---- DATA SECTION

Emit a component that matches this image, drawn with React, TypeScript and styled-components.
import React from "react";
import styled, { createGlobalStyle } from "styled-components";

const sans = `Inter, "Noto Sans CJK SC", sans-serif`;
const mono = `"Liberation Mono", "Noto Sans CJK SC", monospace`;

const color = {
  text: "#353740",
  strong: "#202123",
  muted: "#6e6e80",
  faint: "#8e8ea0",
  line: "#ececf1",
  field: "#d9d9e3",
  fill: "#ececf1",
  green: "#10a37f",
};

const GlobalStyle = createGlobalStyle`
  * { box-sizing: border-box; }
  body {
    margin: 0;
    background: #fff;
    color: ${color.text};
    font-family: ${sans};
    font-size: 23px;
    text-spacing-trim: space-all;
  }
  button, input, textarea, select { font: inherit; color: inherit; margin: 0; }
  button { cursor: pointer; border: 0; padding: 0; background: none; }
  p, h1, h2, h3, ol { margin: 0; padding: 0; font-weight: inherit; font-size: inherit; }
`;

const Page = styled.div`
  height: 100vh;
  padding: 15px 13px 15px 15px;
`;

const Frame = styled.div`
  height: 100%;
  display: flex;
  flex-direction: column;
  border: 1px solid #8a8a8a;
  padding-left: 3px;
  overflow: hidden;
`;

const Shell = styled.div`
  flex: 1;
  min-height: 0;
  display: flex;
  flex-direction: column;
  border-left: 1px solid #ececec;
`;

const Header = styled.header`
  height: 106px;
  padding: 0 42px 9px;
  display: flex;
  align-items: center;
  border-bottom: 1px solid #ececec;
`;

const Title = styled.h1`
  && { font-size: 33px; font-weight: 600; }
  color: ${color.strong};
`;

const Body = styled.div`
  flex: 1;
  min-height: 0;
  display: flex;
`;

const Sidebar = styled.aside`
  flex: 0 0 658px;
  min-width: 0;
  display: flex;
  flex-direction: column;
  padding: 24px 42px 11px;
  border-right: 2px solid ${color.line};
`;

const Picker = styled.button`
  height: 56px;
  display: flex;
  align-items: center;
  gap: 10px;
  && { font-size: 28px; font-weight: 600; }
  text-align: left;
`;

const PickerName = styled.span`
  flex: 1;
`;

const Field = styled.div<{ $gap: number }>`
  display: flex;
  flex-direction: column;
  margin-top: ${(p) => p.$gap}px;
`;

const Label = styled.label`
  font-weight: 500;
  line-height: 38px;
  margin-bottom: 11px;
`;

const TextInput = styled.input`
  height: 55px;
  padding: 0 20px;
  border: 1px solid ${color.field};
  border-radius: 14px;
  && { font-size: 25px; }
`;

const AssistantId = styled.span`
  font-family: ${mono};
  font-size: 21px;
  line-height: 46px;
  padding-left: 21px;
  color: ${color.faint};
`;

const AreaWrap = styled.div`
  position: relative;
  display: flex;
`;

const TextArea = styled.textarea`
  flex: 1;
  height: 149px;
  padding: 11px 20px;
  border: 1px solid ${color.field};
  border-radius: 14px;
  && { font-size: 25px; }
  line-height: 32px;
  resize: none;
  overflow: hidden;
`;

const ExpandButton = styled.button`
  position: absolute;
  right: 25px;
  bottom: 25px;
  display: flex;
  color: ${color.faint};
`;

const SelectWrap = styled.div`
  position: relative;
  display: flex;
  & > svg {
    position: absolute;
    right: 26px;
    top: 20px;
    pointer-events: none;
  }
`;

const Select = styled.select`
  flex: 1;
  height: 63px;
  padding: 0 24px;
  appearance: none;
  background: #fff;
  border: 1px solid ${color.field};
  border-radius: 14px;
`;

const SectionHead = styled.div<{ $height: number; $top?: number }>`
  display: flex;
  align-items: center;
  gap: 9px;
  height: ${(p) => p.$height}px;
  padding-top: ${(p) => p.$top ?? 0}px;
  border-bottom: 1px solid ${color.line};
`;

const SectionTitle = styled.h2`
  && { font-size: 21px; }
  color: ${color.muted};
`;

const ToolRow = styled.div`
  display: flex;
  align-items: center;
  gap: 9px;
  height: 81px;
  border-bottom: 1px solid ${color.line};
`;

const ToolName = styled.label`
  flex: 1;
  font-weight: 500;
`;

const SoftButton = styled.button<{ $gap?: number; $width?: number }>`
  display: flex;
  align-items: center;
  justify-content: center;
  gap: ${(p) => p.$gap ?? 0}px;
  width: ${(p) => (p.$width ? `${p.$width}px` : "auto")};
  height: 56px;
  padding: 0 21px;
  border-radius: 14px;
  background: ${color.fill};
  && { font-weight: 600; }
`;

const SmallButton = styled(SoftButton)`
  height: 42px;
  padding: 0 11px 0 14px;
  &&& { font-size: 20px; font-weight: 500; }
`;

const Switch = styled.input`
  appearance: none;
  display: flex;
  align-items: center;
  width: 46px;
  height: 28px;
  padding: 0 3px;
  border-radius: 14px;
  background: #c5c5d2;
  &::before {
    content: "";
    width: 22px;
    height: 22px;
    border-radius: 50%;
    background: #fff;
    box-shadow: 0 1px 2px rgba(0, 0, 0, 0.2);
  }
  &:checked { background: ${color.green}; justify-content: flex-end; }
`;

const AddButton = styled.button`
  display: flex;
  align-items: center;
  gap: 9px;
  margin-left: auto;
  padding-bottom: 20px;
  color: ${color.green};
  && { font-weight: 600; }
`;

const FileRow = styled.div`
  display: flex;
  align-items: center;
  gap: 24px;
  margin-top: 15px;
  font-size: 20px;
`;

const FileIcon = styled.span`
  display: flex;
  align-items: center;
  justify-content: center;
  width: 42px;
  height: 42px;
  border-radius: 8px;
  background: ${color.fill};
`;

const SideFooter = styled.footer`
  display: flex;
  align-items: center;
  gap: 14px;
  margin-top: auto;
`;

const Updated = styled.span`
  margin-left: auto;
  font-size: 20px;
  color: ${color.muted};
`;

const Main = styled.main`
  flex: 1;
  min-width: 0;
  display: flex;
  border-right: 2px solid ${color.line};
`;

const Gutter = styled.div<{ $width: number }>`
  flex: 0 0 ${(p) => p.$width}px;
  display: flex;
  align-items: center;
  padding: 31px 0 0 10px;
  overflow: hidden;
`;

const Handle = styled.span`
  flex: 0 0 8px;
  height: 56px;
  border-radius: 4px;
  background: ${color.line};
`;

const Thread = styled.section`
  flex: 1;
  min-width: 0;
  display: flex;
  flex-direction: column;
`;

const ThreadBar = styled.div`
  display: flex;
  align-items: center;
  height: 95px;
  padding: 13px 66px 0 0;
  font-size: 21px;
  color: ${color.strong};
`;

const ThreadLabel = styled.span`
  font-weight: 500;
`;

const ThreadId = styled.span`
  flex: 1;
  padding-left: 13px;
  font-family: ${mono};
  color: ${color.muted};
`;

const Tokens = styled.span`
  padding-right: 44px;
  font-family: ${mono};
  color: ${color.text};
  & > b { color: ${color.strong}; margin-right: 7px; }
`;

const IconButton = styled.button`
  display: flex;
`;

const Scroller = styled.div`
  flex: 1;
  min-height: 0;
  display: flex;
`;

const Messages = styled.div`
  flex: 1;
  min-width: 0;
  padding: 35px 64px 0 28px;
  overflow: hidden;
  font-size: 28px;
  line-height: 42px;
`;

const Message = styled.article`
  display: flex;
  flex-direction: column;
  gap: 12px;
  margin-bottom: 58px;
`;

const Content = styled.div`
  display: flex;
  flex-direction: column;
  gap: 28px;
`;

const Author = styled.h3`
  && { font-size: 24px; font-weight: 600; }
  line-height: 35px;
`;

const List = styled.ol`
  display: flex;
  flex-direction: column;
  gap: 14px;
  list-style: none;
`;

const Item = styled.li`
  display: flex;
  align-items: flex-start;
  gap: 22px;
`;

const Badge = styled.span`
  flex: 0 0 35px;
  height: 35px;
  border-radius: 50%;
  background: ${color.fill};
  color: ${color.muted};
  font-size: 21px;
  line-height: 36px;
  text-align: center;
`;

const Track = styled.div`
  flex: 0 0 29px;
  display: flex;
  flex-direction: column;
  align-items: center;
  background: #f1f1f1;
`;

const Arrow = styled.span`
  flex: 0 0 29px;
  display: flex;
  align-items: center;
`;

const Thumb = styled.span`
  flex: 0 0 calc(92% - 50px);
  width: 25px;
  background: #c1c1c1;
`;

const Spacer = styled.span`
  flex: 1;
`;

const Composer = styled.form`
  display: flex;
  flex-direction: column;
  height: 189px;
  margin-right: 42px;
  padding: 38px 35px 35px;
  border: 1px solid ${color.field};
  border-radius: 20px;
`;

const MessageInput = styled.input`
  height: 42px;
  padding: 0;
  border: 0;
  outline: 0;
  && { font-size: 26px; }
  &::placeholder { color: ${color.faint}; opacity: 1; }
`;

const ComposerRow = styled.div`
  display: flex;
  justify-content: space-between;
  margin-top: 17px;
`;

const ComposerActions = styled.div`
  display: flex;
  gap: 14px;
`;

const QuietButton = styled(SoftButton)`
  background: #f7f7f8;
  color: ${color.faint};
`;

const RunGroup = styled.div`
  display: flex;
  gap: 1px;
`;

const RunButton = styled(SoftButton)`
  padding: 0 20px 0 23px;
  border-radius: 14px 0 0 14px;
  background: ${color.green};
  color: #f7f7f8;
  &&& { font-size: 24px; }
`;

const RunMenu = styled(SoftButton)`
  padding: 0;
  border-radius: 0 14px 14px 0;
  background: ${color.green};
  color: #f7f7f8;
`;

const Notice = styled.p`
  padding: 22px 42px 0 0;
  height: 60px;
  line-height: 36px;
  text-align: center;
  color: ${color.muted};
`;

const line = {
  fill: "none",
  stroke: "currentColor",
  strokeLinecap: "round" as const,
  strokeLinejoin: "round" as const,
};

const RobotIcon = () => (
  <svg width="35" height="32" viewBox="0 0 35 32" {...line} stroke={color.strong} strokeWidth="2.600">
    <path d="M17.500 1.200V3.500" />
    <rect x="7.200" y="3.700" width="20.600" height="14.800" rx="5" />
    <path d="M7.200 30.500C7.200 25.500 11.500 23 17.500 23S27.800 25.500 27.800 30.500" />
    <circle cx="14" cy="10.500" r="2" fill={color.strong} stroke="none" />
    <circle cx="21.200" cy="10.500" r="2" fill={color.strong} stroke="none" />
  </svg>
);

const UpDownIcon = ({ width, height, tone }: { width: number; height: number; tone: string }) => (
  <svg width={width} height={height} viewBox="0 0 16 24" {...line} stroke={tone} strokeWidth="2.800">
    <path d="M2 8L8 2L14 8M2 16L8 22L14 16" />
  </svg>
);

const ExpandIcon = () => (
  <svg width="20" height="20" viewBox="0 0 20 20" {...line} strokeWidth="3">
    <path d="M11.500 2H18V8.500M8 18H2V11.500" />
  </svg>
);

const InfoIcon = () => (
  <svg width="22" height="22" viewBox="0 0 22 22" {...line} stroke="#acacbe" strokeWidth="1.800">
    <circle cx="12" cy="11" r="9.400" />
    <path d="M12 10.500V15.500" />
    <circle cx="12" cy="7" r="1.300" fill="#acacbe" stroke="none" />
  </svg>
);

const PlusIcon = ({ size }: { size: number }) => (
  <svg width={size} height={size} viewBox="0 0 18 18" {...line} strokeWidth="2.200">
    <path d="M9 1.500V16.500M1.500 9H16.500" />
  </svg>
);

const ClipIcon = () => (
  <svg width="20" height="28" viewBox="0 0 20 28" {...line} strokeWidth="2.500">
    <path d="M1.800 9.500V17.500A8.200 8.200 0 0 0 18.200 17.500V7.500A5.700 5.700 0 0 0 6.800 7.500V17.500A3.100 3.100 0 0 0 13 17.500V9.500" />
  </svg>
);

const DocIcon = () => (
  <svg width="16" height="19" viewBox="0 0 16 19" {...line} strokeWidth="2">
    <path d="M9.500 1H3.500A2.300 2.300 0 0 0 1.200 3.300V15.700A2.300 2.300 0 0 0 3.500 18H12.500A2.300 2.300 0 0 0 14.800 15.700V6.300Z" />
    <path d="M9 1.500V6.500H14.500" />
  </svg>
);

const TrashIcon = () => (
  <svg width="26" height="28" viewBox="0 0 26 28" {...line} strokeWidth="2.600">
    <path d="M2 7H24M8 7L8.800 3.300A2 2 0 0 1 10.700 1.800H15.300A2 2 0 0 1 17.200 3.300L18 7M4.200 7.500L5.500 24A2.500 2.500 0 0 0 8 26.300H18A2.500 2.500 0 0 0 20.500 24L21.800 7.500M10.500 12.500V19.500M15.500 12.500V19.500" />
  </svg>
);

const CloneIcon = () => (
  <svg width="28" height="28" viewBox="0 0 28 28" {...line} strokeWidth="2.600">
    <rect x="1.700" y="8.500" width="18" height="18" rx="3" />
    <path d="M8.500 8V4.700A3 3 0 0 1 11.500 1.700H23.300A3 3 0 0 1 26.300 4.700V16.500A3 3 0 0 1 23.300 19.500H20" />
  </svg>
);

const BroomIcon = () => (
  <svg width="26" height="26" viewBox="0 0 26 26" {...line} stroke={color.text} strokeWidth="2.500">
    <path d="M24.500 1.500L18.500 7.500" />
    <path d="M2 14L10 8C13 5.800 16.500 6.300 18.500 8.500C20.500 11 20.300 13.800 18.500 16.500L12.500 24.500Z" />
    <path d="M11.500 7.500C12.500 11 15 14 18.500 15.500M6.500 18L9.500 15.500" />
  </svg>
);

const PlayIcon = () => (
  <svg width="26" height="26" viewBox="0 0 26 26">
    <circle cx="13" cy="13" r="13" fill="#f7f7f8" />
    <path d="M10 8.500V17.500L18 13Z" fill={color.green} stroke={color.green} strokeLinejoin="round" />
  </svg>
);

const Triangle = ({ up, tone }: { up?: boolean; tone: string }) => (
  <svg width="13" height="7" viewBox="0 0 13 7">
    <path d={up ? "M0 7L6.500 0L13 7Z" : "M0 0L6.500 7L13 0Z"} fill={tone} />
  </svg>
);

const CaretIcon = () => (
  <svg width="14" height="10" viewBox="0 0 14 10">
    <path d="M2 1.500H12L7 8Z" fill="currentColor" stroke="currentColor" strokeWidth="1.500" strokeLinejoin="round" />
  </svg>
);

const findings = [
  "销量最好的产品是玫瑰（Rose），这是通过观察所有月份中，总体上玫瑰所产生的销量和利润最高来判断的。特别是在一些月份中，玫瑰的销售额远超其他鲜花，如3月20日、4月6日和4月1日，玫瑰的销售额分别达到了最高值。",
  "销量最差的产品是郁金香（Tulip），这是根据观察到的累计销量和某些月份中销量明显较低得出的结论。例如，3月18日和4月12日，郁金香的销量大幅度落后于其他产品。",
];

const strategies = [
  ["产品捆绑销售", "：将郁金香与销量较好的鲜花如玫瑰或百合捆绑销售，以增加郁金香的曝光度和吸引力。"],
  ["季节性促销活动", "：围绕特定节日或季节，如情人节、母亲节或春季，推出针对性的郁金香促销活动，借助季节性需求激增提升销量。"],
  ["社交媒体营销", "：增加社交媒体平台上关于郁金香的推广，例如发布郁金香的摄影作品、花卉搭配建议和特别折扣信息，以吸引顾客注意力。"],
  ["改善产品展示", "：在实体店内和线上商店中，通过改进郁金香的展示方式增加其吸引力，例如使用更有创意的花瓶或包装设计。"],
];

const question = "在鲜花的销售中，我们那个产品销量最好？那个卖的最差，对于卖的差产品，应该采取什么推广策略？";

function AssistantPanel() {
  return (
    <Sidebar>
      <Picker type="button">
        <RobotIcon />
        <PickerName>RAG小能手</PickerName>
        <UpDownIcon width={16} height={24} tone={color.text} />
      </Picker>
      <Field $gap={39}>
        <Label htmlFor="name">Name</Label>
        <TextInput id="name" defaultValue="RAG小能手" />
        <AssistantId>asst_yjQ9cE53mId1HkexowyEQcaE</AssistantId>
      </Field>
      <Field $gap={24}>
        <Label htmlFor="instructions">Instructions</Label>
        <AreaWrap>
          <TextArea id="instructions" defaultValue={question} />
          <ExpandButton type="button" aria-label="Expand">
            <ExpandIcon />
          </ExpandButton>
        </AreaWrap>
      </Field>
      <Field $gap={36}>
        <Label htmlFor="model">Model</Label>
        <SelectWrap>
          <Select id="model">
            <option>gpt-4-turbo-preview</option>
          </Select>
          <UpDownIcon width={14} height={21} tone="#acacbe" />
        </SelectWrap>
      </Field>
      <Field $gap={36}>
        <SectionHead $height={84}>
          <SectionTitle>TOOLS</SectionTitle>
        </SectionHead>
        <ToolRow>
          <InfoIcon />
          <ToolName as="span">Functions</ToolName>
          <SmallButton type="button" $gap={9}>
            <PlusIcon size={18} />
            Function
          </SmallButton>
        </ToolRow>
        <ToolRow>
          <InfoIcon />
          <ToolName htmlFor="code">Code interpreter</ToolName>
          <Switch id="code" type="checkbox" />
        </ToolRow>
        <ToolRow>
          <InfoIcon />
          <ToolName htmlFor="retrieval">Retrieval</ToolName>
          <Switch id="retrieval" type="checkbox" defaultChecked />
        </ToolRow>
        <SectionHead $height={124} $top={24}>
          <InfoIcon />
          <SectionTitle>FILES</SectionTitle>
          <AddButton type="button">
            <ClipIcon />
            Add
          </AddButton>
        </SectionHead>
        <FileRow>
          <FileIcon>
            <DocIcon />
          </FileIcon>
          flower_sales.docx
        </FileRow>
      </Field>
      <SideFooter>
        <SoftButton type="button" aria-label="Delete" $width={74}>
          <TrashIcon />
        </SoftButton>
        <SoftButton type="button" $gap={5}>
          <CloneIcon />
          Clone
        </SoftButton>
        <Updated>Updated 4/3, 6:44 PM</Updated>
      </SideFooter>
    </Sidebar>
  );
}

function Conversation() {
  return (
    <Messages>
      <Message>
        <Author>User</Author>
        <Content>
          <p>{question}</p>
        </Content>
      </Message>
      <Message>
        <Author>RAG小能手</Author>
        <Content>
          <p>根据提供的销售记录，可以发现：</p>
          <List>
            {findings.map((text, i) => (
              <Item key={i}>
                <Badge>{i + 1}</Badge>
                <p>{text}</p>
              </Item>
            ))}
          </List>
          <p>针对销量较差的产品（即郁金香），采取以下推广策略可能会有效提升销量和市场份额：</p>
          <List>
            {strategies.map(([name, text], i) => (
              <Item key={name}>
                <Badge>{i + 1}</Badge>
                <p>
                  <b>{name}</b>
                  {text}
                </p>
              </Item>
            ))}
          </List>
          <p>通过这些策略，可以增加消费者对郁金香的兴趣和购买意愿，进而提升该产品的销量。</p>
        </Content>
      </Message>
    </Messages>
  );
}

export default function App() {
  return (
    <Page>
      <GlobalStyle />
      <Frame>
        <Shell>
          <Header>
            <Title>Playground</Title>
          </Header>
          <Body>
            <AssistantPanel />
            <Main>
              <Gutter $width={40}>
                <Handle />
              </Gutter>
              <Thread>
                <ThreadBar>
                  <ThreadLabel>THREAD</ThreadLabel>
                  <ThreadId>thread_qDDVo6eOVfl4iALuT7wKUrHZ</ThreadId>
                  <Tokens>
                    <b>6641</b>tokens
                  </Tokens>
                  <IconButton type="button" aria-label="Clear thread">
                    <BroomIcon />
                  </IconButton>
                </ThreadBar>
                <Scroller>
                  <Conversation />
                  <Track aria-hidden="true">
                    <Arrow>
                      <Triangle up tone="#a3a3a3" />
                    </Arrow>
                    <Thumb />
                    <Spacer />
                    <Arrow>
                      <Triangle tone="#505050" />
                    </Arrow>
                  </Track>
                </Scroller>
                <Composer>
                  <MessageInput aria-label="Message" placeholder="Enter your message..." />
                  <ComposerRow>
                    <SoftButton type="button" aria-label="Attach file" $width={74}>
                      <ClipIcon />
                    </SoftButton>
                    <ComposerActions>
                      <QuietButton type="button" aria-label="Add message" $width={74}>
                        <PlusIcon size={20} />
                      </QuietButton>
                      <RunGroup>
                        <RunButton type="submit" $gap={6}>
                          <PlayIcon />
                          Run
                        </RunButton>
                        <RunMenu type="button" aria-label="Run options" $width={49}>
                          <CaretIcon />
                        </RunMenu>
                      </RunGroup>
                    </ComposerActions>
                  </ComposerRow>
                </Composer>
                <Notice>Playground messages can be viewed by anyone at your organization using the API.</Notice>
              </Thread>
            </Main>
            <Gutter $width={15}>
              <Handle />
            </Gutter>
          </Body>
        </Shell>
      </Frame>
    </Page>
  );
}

--------

> **WHAT YOU ARE ASKED TO DO**:
Your answer should be one number: how many lines of the listing include the word "React".

> **FULL SOLUTION**:
2